### Problem details:
In the entries, find all lines that hold the word "full" and copy them.

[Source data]
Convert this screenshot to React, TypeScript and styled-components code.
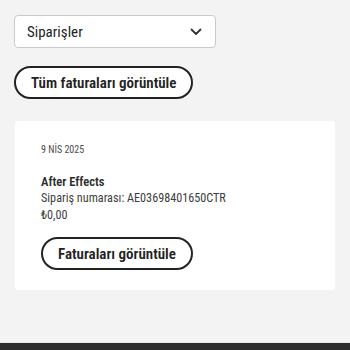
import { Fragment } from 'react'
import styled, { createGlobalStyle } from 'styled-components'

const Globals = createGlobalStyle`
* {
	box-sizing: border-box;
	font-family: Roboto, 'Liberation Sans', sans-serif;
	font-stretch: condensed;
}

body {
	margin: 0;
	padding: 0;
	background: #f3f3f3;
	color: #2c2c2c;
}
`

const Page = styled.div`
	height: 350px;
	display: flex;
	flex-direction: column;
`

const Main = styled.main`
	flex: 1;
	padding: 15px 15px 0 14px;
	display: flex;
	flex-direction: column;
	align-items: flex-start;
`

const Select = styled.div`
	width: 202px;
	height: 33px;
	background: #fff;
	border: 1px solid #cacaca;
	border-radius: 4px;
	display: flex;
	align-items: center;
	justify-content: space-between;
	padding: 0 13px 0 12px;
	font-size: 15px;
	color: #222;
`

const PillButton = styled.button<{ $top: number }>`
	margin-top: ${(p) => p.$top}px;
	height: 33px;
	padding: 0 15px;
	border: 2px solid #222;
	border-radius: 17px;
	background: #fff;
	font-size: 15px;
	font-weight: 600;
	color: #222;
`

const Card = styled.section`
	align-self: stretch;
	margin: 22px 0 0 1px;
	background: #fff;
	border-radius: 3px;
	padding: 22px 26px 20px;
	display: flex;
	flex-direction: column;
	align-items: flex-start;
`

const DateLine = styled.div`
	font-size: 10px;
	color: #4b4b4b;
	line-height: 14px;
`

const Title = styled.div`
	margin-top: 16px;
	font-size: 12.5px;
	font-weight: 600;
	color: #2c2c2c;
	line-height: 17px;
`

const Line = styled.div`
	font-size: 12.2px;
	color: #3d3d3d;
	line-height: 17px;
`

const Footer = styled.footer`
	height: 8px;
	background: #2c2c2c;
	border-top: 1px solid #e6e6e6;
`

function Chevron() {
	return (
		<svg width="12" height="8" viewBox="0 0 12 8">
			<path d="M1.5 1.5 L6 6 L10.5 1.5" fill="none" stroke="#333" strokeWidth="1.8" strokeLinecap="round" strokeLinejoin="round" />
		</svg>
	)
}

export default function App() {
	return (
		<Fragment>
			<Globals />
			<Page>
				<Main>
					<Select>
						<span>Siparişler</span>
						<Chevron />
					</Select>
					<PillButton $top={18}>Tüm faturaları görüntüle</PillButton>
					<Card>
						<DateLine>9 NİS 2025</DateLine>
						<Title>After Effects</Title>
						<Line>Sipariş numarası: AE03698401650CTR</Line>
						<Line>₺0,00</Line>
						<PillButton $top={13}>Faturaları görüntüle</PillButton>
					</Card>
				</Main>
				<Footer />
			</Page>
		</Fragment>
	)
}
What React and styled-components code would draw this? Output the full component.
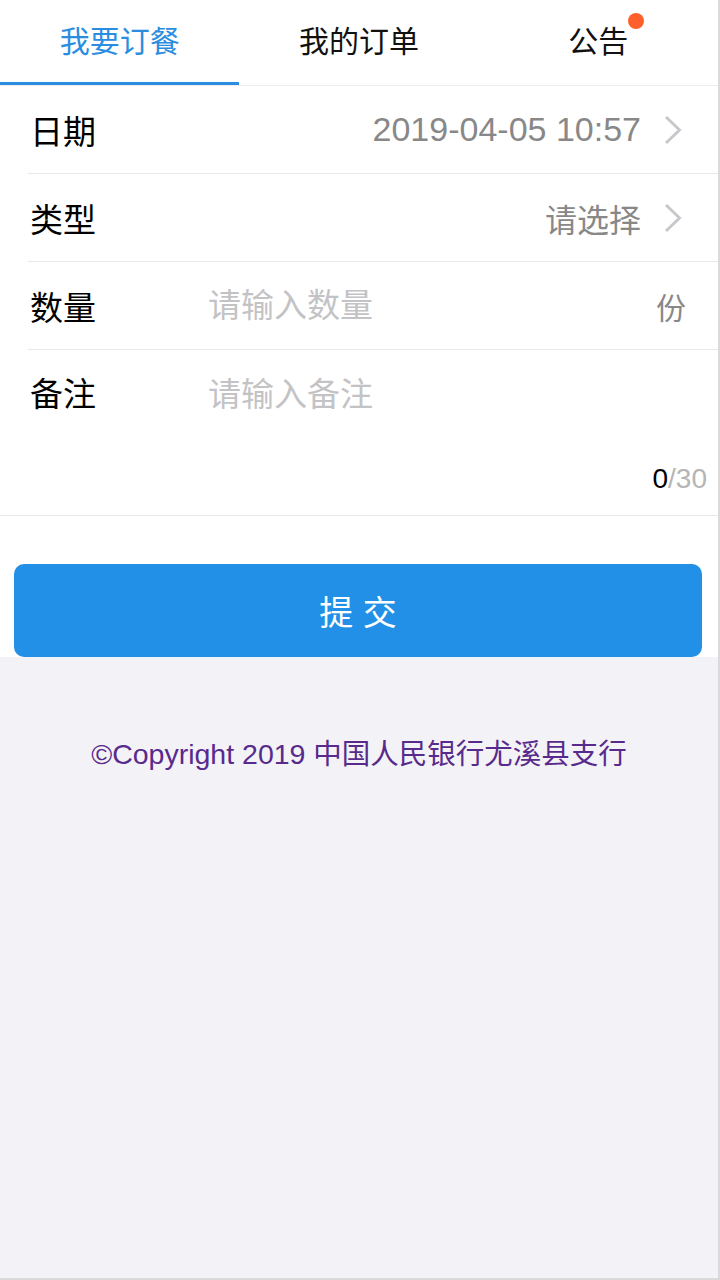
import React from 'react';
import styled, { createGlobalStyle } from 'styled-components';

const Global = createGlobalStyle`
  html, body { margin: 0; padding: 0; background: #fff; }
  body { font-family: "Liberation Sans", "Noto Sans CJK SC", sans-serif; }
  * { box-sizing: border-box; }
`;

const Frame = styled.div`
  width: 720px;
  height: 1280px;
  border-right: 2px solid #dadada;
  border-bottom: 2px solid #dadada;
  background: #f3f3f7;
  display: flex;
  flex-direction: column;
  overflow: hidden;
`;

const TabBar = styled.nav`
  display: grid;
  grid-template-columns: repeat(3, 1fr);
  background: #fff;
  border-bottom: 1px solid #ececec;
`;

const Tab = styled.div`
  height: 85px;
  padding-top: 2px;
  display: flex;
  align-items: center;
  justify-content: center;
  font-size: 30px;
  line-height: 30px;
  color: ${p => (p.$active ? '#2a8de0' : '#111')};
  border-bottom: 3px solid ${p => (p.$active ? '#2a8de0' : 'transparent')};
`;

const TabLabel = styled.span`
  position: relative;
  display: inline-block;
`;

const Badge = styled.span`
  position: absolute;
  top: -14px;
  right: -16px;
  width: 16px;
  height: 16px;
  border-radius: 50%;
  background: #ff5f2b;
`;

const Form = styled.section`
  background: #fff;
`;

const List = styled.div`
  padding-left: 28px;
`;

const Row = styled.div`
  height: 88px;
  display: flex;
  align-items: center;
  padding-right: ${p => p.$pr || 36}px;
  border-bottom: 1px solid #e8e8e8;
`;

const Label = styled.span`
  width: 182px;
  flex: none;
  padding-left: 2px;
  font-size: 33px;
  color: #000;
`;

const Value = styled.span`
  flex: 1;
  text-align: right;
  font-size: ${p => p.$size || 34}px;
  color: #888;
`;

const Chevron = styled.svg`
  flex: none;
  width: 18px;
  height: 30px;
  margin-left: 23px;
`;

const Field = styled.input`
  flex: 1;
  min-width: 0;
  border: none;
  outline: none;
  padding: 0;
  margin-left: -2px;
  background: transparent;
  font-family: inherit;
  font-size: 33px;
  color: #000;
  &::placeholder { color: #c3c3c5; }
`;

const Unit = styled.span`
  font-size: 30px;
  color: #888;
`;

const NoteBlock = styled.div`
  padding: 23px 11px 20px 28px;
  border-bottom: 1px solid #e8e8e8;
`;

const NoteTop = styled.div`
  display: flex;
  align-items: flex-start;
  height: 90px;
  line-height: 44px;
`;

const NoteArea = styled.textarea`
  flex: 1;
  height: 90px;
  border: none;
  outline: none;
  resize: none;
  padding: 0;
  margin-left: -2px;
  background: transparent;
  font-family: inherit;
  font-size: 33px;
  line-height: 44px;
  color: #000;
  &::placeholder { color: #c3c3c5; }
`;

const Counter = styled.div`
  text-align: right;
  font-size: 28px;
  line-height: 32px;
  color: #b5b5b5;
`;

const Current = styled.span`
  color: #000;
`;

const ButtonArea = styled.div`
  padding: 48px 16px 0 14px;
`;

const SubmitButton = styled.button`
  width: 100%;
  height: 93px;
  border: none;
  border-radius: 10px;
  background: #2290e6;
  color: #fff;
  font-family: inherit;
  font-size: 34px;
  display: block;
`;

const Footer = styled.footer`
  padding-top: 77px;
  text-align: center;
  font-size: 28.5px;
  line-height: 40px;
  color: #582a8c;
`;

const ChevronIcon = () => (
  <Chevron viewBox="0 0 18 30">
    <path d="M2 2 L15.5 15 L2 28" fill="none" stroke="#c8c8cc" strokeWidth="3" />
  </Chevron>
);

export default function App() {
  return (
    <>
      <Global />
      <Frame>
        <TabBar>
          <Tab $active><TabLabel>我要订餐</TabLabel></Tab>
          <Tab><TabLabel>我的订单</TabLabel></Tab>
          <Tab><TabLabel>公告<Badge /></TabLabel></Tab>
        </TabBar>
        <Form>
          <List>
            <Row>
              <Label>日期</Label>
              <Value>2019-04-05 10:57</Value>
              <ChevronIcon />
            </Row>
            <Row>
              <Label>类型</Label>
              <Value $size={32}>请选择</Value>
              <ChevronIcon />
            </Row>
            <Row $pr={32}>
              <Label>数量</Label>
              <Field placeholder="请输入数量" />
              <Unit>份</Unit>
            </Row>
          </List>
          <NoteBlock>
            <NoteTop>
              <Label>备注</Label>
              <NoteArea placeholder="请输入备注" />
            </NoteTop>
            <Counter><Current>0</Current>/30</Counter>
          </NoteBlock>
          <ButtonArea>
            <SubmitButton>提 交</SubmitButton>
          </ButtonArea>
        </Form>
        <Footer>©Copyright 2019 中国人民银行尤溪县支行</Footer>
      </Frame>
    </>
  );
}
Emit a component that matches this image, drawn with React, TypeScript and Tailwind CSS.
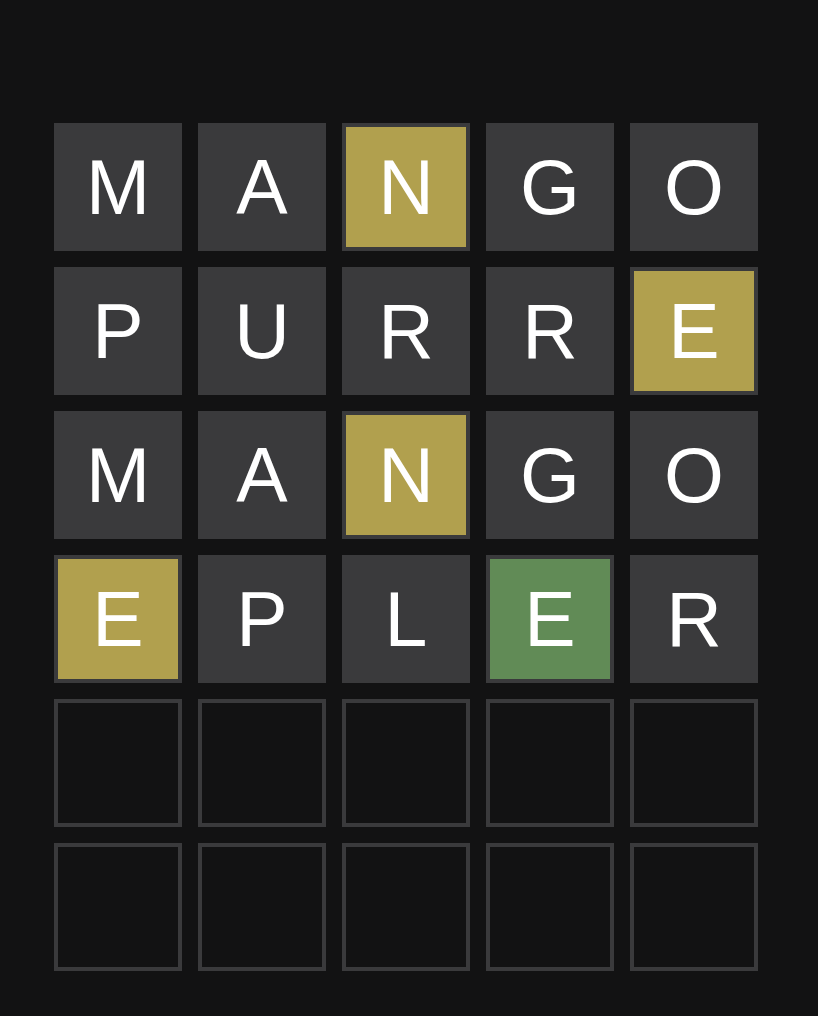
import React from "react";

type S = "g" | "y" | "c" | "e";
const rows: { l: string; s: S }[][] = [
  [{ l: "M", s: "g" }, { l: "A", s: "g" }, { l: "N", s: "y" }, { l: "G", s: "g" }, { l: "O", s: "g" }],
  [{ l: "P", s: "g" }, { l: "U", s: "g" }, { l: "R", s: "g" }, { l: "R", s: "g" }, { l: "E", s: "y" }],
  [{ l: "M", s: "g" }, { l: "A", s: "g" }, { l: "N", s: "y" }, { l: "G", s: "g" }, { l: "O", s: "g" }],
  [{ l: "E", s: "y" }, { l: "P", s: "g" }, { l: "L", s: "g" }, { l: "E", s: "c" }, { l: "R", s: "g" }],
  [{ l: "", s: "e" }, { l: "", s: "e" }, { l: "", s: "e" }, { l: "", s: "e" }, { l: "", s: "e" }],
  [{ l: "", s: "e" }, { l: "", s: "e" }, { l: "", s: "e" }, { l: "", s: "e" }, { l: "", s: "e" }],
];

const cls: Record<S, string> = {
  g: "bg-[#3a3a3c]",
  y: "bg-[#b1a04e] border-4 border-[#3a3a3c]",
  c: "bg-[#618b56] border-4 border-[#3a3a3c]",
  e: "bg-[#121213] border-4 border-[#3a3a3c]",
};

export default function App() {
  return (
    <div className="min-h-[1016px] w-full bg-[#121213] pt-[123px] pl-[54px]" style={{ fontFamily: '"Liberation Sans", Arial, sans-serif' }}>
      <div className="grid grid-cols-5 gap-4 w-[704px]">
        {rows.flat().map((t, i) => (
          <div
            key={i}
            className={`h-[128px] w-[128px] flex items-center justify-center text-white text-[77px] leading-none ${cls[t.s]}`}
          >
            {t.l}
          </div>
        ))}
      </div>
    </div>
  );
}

### Written response:
What React and styled-components code would draw this? Output the full component.
    <div className="min-h-[1016px] w-full bg-[#121213] pt-[123px] pl-[54px]" style={{ fontFamily: '"Liberation Sans", Arial, sans-serif' }}>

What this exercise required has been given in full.